Having spent the past year playing through everything on the recent PS4 Kingdom Hearts collections, it's surprising how welcoming Kingdom Hearts III is to newcomers and those that haven't undergone any form of preparation. There's a compendium that's accessible from the main menu which presents everything that's happened thus far in a series of digestible videos, but cramming nine games worth of story into a few hours of summary is going to be overwhelming for even the most photographic of memories. What really makes this entry so easy to follow is its lack of new lore additions. In a series that's been happy to keep bolting on layers and concepts to its universe, Kingdom Hearts III doesn't introduce much of anything new to the franchise's already convoluted lore. As Sora encounters already established characters, they often remind him of who they are and what their goal is, which provides a sufficient summary for their intentions. While all that exposition comes at a cost to the game's pacing and logic since Sora should already know all this information, it goes a long way in helping those who have only played an entry or two grasp what's happened in the bevy of spin-offs.

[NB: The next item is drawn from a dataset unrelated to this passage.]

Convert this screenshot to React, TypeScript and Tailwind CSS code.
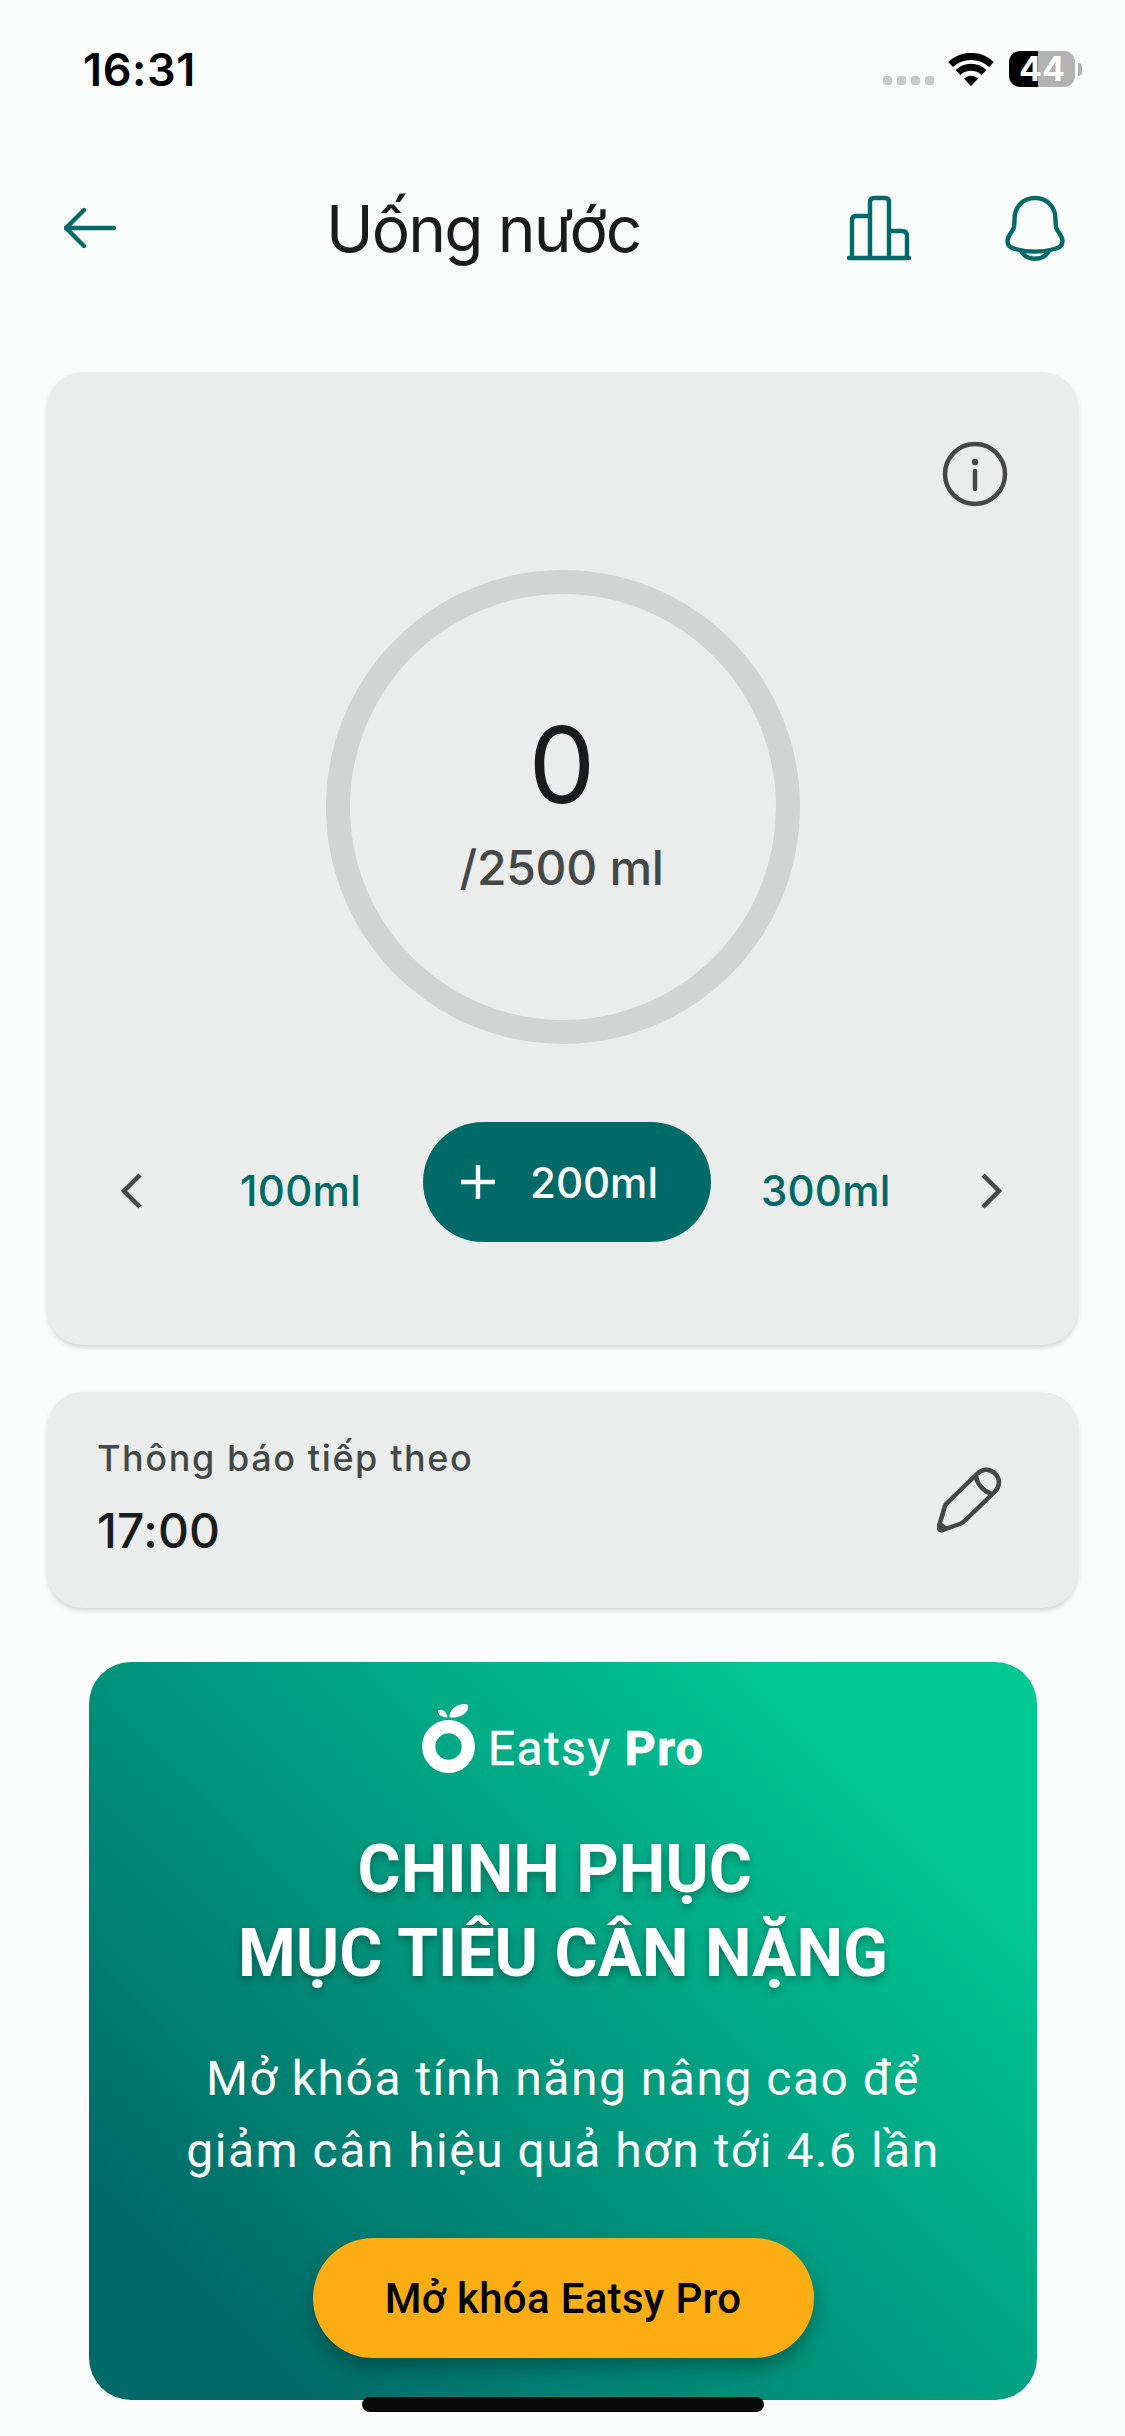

The Kingdom Hearts franchise is known by most as the series with fractional game titles, shoehorned-in Disney characters, and a story that's continued to balloon in complexity and absurdity. From an outside perspective, it can appear baffling as to why or how a series that appears to be such an incoherent mess garnered such a devout following, but its excellent combat system and staggering variety allow for a fantastically good time regardless of whether or not you can keep track of what's happening. Kingdom Hearts III is no exception in that department. It builds upon and enhances a rock-solid combat system while giving you an excuse to hang out with some Disney/Pixar characters in impressively accurate environments. The story's a drag, but that doesn't keep this final chapter from being an excellent action RPG that's begging to be completed and replayed again and again.